Um dos principais medicamentos usados atualmente no tratamento contra a hepatite C, o daclatasvir pode ser barateado. Nesta terça-feira, um grupo de trabalho, formado por pacientes, ONGs e especialistas que defendem a ampliação do acesso ao tratamento, apresentou um pedido para anular a patente do remédio, atualmente vendido com exclusividade pela farmacêutica Bristol-Myers Squibb (BMS) sob o nome comercial de Daklinza.
Com a possibilidade de entrada de versões genéricas do daclatastavir no mercado, a expectativa agora é que o preço caia. Na última compra feita pelo Ministério da Saúde, que fornece o tratamento pelo SUS, o preço pago por cada ciclo completo usando o daclatasvir foi de US$ 1.730 (ou R$ 6.674). No Egito, onde existem versões genéricas, o mesmo tratamento custa US$ 22,50 (ou R$ 86,80). Nos Estados Unidos, onde vigoram patentes para cada componente das diferentes combinações de tratamento, a cura chega a custar US$ 80 mil (ou R$ 308 mil), em média.
Mesmo em países onde não há genéricos, a BMS cobra preços muito inferiores, como em Myanmar, onde o tratamento completo custa US$ 354 (R$ 1.366). Aqui no Brasil, a empresa chegou a oferecer um desconto significativo em julho de 2018, baixando o preço do tratamento para US$ 630, mas, depois de concedida a patente, voltou atrás na cobrança de US$ 1.730, em novembro do mesmo ano.
Patente é ‘inconclusiva’, afirmam críticos
Em outubro de 2018, o Instituto Nacional da Propriedade Industrial (INPI) concedeu a patente do daclatasvir à empresa americana, o que impediu a entrada de versões genéricas e mais baratas no mercado brasileiro. Os pedidos de quebra de patente podem ser realizados no prazo de seis meses após a concessão. Cabe agora ao INPI avaliar e decidir se acata ou não o pedido.
O principal argumento apresentado pelo grupo de trabalho nesta terça-feira é que a patente não tem o nível de detalhamento necessário, o que seria fundamental para justificar sua concessão.
— A patente é ampla e vaga demais, e seu objeto não está suficientemente descrito. Ou seja, na prática não sabemos exatamente o que está sendo retirado do domínio público — afirma Carolinne Scope, farmacêutica e consultora do grupo.
Preço alto fez SUS buscar novas opções
O tratamento da hepatite C é feito a partir da combinação de fármacos, que são tomados uma vez ao dia durante um período que pode variar de três a seis meses, dependendo do paciente.
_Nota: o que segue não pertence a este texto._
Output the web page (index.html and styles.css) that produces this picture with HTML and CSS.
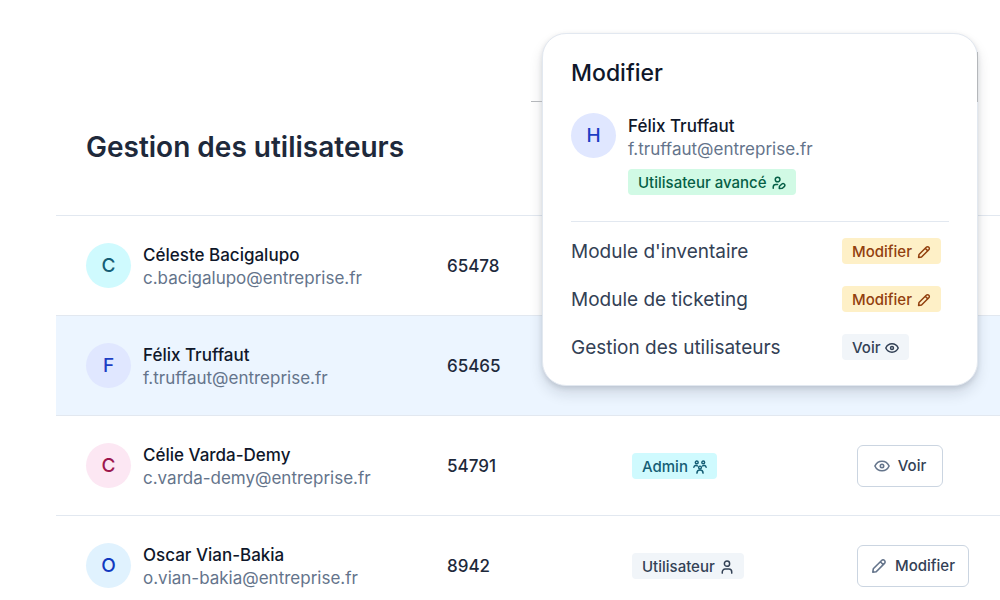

Recentemente usado no tratamento de pacientes em geral, mas sobretudo indicado para pacientes adultos que também são portadores do vírus HIV, o daclatasvir é utilizado em combinação com o sofosburir, também protagonista de outra guerra de patentes (leia mais abaixo).
Essa dupla de remédios foi usada exclusivamente pelo SUS de 2015 até 2017, mas, com a alta do preço praticado pela BMS em novembro de 2018, o governo brasileiro optou por outra combinação, mais barata, a de sofosbuvir com velpatasvir.
Procurada para comentar o processo de quebra da patente, a farmacêutica Bristol-Myers Squibb (BMS) ainda não respondeu.
Guerra de patentes atinge outro remédio
Atualmente, os cerca de 15 mil pacientes que estão recebendo tratamentos baseados em combinações que levam o componente sofosbuvir, comprados pelo SUS em caráter emergencial no ano passado, enfrentam dificuldades com a distribuição. Isso porque a entrega do produto em quatro remessas foi interditada por uma semana devido a uma disputa judicial em torno de sua patente.
O pregão reaberto em novembro, após ter sido feito no meio do mesmo ano, deu a vitória à versão genérica do componente sofosbuvir. A distribuição poderia ser imediata, mas a Gilead, farmacêutica que reclama a patente do sofosbuvir no Brasil, entrou com uma liminar na 14ª para impedir que os 12 caminhões saíssem do almoxarifado do Ministério da Saúde.
Em janeiro deste ano, a Advocacia-Geral da União (AGU) conseguiu na Justiça derrubar a liminar que impedia a entrega do medicamento, alegando que o atraso na entrega poderia levar à perda da validade da droga.
A meta da Organização Mundial da Saúde (OMS) é eliminar a hepatite C até 2030, reduzindo em 80% a incidência e em 65% as mortes decorrentes da doença frente aos níveis registrados em 2015. No entanto, a doença ainda é uma das maiores ameaças à saúde pública do planeta.